Katanga saw a spectacular mining boom around the turn of the century, when President Laurent-Desire Kabila and then his son Joseph licensed international mining companies to tap its treasures.
This arrangement generated riches for the Congolese elite, and vastly more for the prospectors, but offered little to the poverty-ravaged population. From 1999 to 2002, the Kabila regime "transferred ownership of at least $5 billion of assets from the state-mining sector to private companies under its control... with no compensation or benefit for the State treasury," a United Nations investigation found.
    The bonanza coincided with a ruthless crackdown on dissent. In 2004, a small, mostly civilian group took over a mine operated by the Australian firm Anvil Mining in Kilwa village, protesting that the company was making huge profits without rewarding the local workforce.
    According to a UN report, the Congolese army crushed the uprising and killed around 100 people, many by summary execution.
    Workers extracting cobalt from a lake in Katanga province, DR Congo.

    Modern colonialism

    The combination of staggering wealth, rampant violence, and abject poverty in DR Congo is no coincidence, but part of a pattern causing devastation across Africa, according to Financial Times investigative journalist Tom Burgis.
    In a new edition of his book The Looting Machine, the author probes the paradox of "the continent that is at once the world's poorest and, arguably, its richest."
    Burgis, a former correspondent in Lagos and Johannesburg, finds a wide variety of kleptocrats and rackets over his travels through dozens of resource-rich countries. But a common thread is that the wholesale expropriation of resources during colonial times has barely slowed through the post-independence era, albeit with new beneficiaries.
    "Western governments are not supposed to wield commercial and political power at the same time, and certainly not to use one to benefit the other," says Burgis. "In colonial states...The British or Portugese would cultivate a small group of local people who would fuse political and commercial power to control the economy."
    "When the foreign power leaves, you are left with an elite that has no division between political and commercial power. The only source of wealth is mines or oilfields, and that is a recipe for ultra-corrupt states. Somewhere like Nigeria, an 'extractor elite'...wanted to draw to itself the rent that oil and mining resources generate."
    Burgis cites another colonial hangover in the continued presence and power of oil and mining firms.
    "The multinational companies hold enormous economic and political power in post-independence African countries," he says. "In this way, there is a pretty straight line from colonial exploitation to modern exploitation."
    British businessman Cecil Rhodes (center) founded the De Beers diamond company in South Africa, implicated in colonial atrocities.

    Fueling oppression

    The ability of governments to rely on resource revenue leads to corruption and oppression, Burgis argues, as they are not accountable to their people through a social contract based on taxation and representation.
    He cites Angola, which earns almost half of its GDP from oil, as an example of government as "a service for the elite." A 2011 IMF audit revealed that $32 billion disappeared from official accounts between 2007 and 2010, a quarter of the state's income.
    The Angolan elite rejects accountability and does not tolerate any challenge from the public, Burgis adds, recalling the recent case of activists being jailed for a public reading of a pro-democracy book.
    "Government can behave that way if it doesn't need the consent of its people," the author says.
    Angola has taken steps to address such criticism in recent years, with the 2012 election deemed "generally free and fair" by neutral observers.
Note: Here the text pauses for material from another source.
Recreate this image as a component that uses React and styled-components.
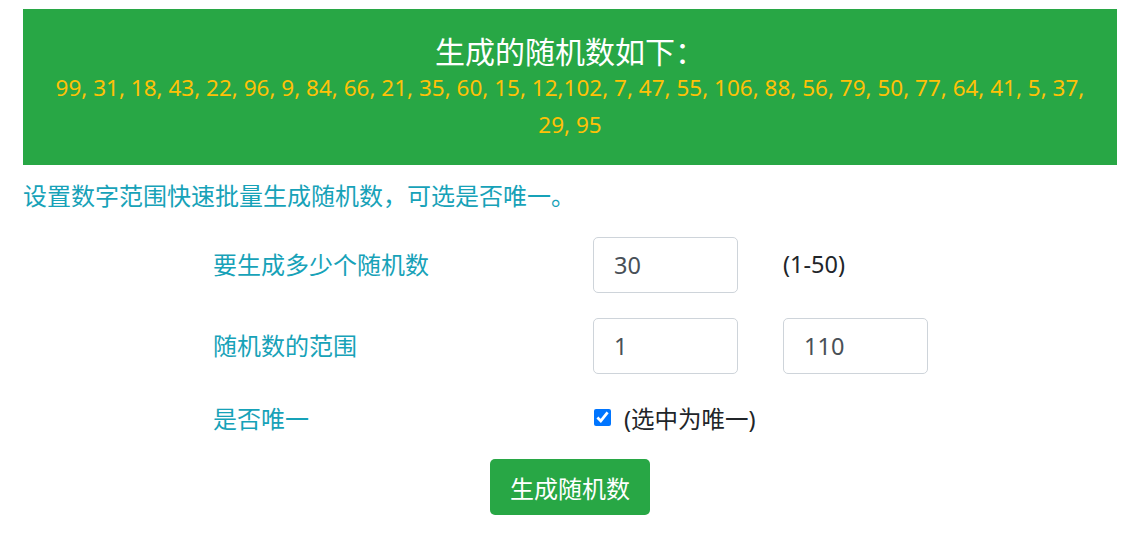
import React, { useState } from 'react';
import styled, { createGlobalStyle } from 'styled-components';

const GlobalStyle = createGlobalStyle`
  body {
    margin: 0;
    background: #fff;
    font-family: "Noto Sans", "Noto Sans CJK SC", sans-serif;
    color: #212529;
  }
`;

const Page = styled.div`
  padding: 9px 13px 20px 23px;
`;

const Banner = styled.div`
  background-color: #28a745;
  padding: 26px 30px 22px;
  text-align: center;
`;

const BannerTitle = styled.h3`
  margin: 0;
  font-size: 30px;
  font-weight: 400;
  line-height: 34px;
  color: #fff;
`;

const Numbers = styled.div`
  font-size: 22.5px;
  line-height: 37px;
  color: #ffc107;
`;

const Intro = styled.p`
  margin: 14px 0 24px;
  font-size: 24px;
  line-height: 34px;
  color: #17a2b8;
`;

const Form = styled.form`
  display: grid;
  grid-template-columns: 380px 190px 190px;
  grid-template-rows: 56px 56px 37px;
  row-gap: 25px;
  padding-left: 190px;
  align-items: center;
`;

const Label = styled.label`
  font-size: 24px;
  line-height: 34px;
  color: #17a2b8;
  align-self: ${(p) => (p.$bottom ? 'end' : 'center')};
`;

const Input = styled.input`
  box-sizing: border-box;
  width: 145px;
  height: 56px;
  padding: 0 20px;
  font-family: inherit;
  font-size: 23.5px;
  color: #495057;
  border: 1px solid #ced4da;
  border-radius: 5px;
  outline: none;
`;

const Hint = styled.span`
  font-size: 23.5px;
  line-height: 30px;
  margin-top: -3px;
`;

const CheckCell = styled.div`
  grid-column: span 2;
  align-self: end;
  display: flex;
  align-items: center;
  gap: 13px;
  font-size: 23.5px;
  line-height: 34px;
`;

const Check = styled.input`
  width: 17px;
  height: 17px;
  margin: -3px 0 0 1px;
  accent-color: #0075ff;
`;

const Actions = styled.div`
  display: flex;
  justify-content: center;
  margin-top: 23px;
`;

const Button = styled.button`
  height: 56px;
  padding: 0 20px;
  border: none;
  border-radius: 5px;
  background-color: #28a745;
  color: #fff;
  font-family: inherit;
  font-size: 24px;
  cursor: pointer;
`;

const nums = [99, 31, 18, 43, 22, 96, 9, 84, 66, 21, 35, 60, 15, '12,102', 7, 47, 55, 106, 88, 56, 79, 50, 77, 64, 41, 5, 37, 29, 95];

export default function App() {
  const [count, setCount] = useState('30');
  const [min, setMin] = useState('1');
  const [max, setMax] = useState('110');
  const [unique, setUnique] = useState(true);

  return (
    <Page>
      <GlobalStyle />
      <Banner>
        <BannerTitle>生成的随机数如下：</BannerTitle>
        <Numbers>{nums.join(', ')}</Numbers>
      </Banner>
      <Intro>设置数字范围快速批量生成随机数，可选是否唯一。</Intro>
      <Form onSubmit={(e) => e.preventDefault()}>
        <Label>要生成多少个随机数</Label>
        <Input value={count} onChange={(e) => setCount(e.target.value)} />
        <Hint>(1-50)</Hint>

        <Label>随机数的范围</Label>
        <Input value={min} onChange={(e) => setMin(e.target.value)} />
        <Input value={max} onChange={(e) => setMax(e.target.value)} />

        <Label $bottom>是否唯一</Label>
        <CheckCell>
          <Check type="checkbox" checked={unique} onChange={(e) => setUnique(e.target.checked)} />
          <span>(选中为唯一)</span>
        </CheckCell>
      </Form>
      <Actions>
        <Button type="button">生成随机数</Button>
      </Actions>
    </Page>
  );
}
But human rights groups attest that oppression remains a fact of life.
    Garbage piles up as so little of Angola's wealth trickles down to the communities.

    Secret deals

    The growth of offshore banking in the late 20th century created new opportunities for resource tycoons to cover their tracks, a practice laid bare in the Panama Papers.
    Israeli businessman Dan Gertler was an early pioneer. After forging a close friendship with DR Congo President Joseph Kabila, he was granted a near monopoly on exporting the nation's diamonds, and quickly became a billionaire. Gertler routed the cash through an elaborate network of offshore accounts in tax havens, keeping the details of controversial deals secret.
    "In the case of African resource deals, offshore funds have been shown to conceal questionable transactions," says Burgis. "In the 1980s, bribes were literally cars full of cash and you handed the key to the official you were trying to bribe."
    "Bribery now is much more sophisticated, and has become harder to define as bribery if it's (through) offshore transactions or people being given equity shares in offshore companies...You have to crack open a lot of offshore secrecy to see the conflict of interest that lies at the heart of them."
    The era of global finance has opened African markets to a new generation of mysterious traders. Burgis spent years on the trail of elusive Chinese businessman Sam Pa, who has cycled through multiple aliases while making deals across the continent from Angolan oil to Zimbabwean diamonds. Pa is believed to lead the secretive Queensway investor group, and Burgis claims he has represented the Chinese state, although the government denies this.